Hardware software partitioning is an example of  performance modeling using a set of standard IP blocks and a custom behavior flow diagram. The purpose of this model is to select the hardware platform for the MPEG video application. The requirement here is for processing 13,000 videos with in 10 msec  with less than 1 watt of power.

The model has a behavior definition, hardware architecture, and  mapping. A system’s behavior is how it responds to a request, whereas a use case describes the system’s functionality. For the hardware architecture, the power table block, which is in conjunction with the battery, is used to analyze the power consumption, battery discharge, dynamic system changes, and  power state changes of the devices, which impact the system timing. The power table block helps study and model the power infrastructure. The hardware platform has the ARM , AHB, AXI, SRAM, Flash, SDARM, and hardware accelerator.

For the software architecture, we have defined the behavior definition as a flow diagram, which are represented by the green block at the bottom. Flow diagram approach of defining the software behavior flow is the most reliable and advantageous in terms of representation and mapping. In the software architecture, the use case A is for running the simple traffic model. 

For the use case B, each green block represents a specific task of the application. The rotate frame is where the partitioning scheme is set to hardware or software, according to the application. By using a fast processor, the designer achieves the necessary performance metrics at high speeds. But the power consumption may change according to the processor used.

The simulations are performed based on some standard cases. The cases considered for the different simulations are as defined below:

CASE 1- Modifying the parameter value “Partitioning” to “SW”.

CASE 2- Modifying the parameter value “Partitioning” to “HW”.

CASE3- Power gating for the hardware accelerator by turning it off when not used.

Results

POWER USAGE

CASE1- For the software partitioning.

CASE2-For the hardware partitioning.

CASE 3– Introduce power gating for the hardware accelerator.

The results show that when the tasks are processed in the software, the power consumption is 0.4 mW. After moving the rotate frame application to the hardware accelerator by modifying the parameter value “Partitioning” to “HW”, we see that the power consumption has increased to 8 mW. Whereas, after introducing  power gating for the hardware accelerator, the power consumption decreases to 1.2 mW. When power consumption is crucial, running the tasks on ARM yields better results, with the lowest power consumption.

VIDEO FRAMES COMPLETION TIME

CASE1-For the software partitioning.

CASE  2-For the hardware partitioning.

CASE 3- Introduce power gating for the hardware accelerator.
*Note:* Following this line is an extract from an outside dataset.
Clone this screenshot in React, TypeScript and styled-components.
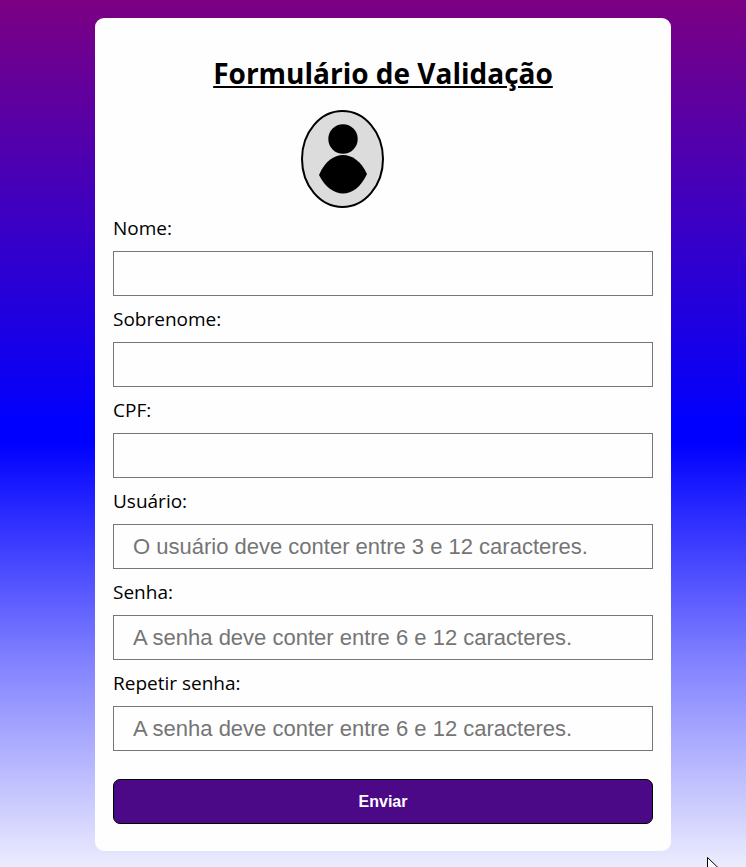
import React from "react";
import styled, { createGlobalStyle } from "styled-components";

const GlobalStyle = createGlobalStyle`
  *, *::before, *::after { box-sizing: border-box; }
  body { margin: 0; font-family: "Open Sans", sans-serif; color: #000; }
`;

const Page = styled.main`
  position: relative;
  min-height: 100vh;
  padding: 18px 18px 16px 38px;
  overflow: hidden;
  background: linear-gradient(180deg, #7c0082 0%, #0000ff 49%, #0000ff 51%, #8080ff 76%, #ececfe 100%);
`;

const Card = styled.section`
  max-width: 576px;
  margin: 0 auto;
  padding: 35px 18px 27px;
  border-radius: 9px;
  background: #fefefe;
`;

const Title = styled.h1`
  margin: 0 0 17px;
  font-size: 28px;
  line-height: 40px;
  font-weight: 700;
  text-align: center;
  text-decoration: underline;
`;

const Avatar = styled.svg`
  display: block;
  width: 83px;
  height: 98px;
  margin-left: 188px;
`;

const Form = styled.form`
  display: flex;
  flex-direction: column;
  gap: 3px;
`;

const Field = styled.div`
  display: flex;
  flex-direction: column;
`;

const Label = styled.label`
  padding: 7px 0 10px;
  font-size: 19px;
  line-height: 26px;
`;

const Input = styled.input`
  width: 100%;
  height: 45px;
  padding: 0 19px;
  border: 1px solid #767676;
  border-radius: 0;
  background: #fefefe;
  font-family: "Liberation Sans", Arial, sans-serif;
  font-size: 22px;
  &::placeholder { color: #757575; opacity: 1; }
`;

const Submit = styled.button`
  height: 45px;
  margin-top: 25px;
  border: 1px solid #000;
  border-radius: 7px;
  background: #4b0887;
  color: #fff;
  font: 700 16px "Liberation Sans", Arial, sans-serif;
  cursor: pointer;
`;

const Pointer = styled.svg`
  position: absolute;
  right: 26px;
  bottom: -10px;
  width: 13px;
  height: 20px;
`;

const fields = [
  { id: "nome", label: "Nome:", type: "text" },
  { id: "sobrenome", label: "Sobrenome:", type: "text" },
  { id: "cpf", label: "CPF:", type: "text" },
  { id: "usuario", label: "Usuário:", type: "text", placeholder: "O usuário deve conter entre 3 e 12 caracteres." },
  { id: "senha", label: "Senha:", type: "password", placeholder: "A senha deve conter entre 6 e 12 caracteres." },
  { id: "repetir-senha", label: "Repetir senha:", type: "password", placeholder: "A senha deve conter entre 6 e 12 caracteres." },
];

export default function App() {
  return (
    <>
      <GlobalStyle />
      <Page>
        <Card>
          <Title>Formulário de Validação</Title>
          <Avatar viewBox="0 0 83 98" aria-hidden="true">
            <ellipse cx="41.5" cy="49" rx="40.5" ry="48" fill="#dcdcdc" stroke="#000" strokeWidth="2" />
            <circle cx="42" cy="29" r="14.7" />
            <path d="M18 65C24 51 33 45 42 45S60 51 66 64C60 77 51 83.5 42 83.5S24 77 18 65Z" />
          </Avatar>
          <Form onSubmit={(event: React.FormEvent) => event.preventDefault()}>
            {fields.map(({ id, label, type, placeholder }) => (
              <Field key={id}>
                <Label htmlFor={id}>{label}</Label>
                <Input id={id} name={id} type={type} placeholder={placeholder} />
              </Field>
            ))}
            <Submit type="submit">Enviar</Submit>
          </Form>
        </Card>
        <Pointer viewBox="0 0 13 20" aria-hidden="true">
          <path d="M.5.5V17L4.5 13L7 19L10 18L7.5 12H12.5Z" fill="#fff" stroke="#000" />
        </Pointer>
      </Page>
    </>
  );
}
The video frames completion time gives the number of video frames processed successfully. For the consideration of 10 msec duration of time, in the option of  tasks processed in software, it is 4880 frames. After moving the rotate frame application to the hardware accelerator by modifying the parameter value “Partitioning” to “HW”, It is 10960 frames, which is an increase compared to software partitioning.  Whereas, after introducing power gating for the hardware accelerator, the frames received are 10840. Thus, if the designer requires maximum number of frames, then hardware partitioning yields better results.

AVERAGE POWER PLOT

CASE 1- For the software partitioning.

CASE 2-For the hardware partitioning.

CASE 3-Introducing power gating for the hardware accelerator.

For the software partitioning, the average power is below 1 J. After moving the rotate frame application to the hardware accelerator by modifying the parameter value “Partitioning” to “HW”, the average power increases to 1.2 joules. Whereas, after introducing power gating for the hardware accelerator, the average power drops to 0.98 joules, which is less than the desired 1 joules. Thus, introducing power gating yields better average power results.

INSTANT POWER FOR HARDWARE ENGINE

CASE1- For the software partitioning.

CASE 2-For the hardware partitioning.

CASE3—Introducing power gating for the hardware accelerator.

For software partitioning, the instantaneous power for the hardware engine is 0.01 mwatts, which shows that all the tasks are running on ARM. After moving rotate frame task on to an accelerator, there is a change in the instantaneous power for the hardware engine in the case of the hardware partitioning and the accelerator gating. It goes up to 0.2 mwatts and remains constant. Whereas, after introducing power gating for the hardware accelerator, the instantaneous power increases up to 0.6 mW and then decreases up to 0.01 mW.

CONCLUSION

The goal is to achieve optimized power performance along with maximum throughput. Here, throughput is the number of video frames. We are expecting about 13K matrices of video frame keeping power consumption under 1 w. The results and plots show that when the tasks are processed in software, we get 4880 video frames which consume power of 0.4 mW. Here, the desired number of video frames is not achieved. Hence, the performance criteria is not met thought the power is achieved. As we were not meeting the performance requirements while running all tasks on ARM, we found that moving the rotate frame task on to an accelerator would help us in achieving performance.When we move the rotate frame application to the hardware accelerator by modifying the parameter value “Partitioning” to “HW”, the performance improves substantially to 10960 video frames but power consumption is at 8 mW. We now introduce power gating for the hardware accelerator. The performance drops to 10840 video frames but the power consumption is under 1.2 mwatt.  So, we can see the trade-off here. The most important part here is that the performance and power are being achieved simultaneously. By making a minor trade off in the performance, the designer can achieve better results in power consumption case. Again, it depends on the application at hand as well. For smartphone applications, this is very crucial where power consumption and performance are equally important. The VisualSim Architect model gives the performance as well as power consumption upto the desired level.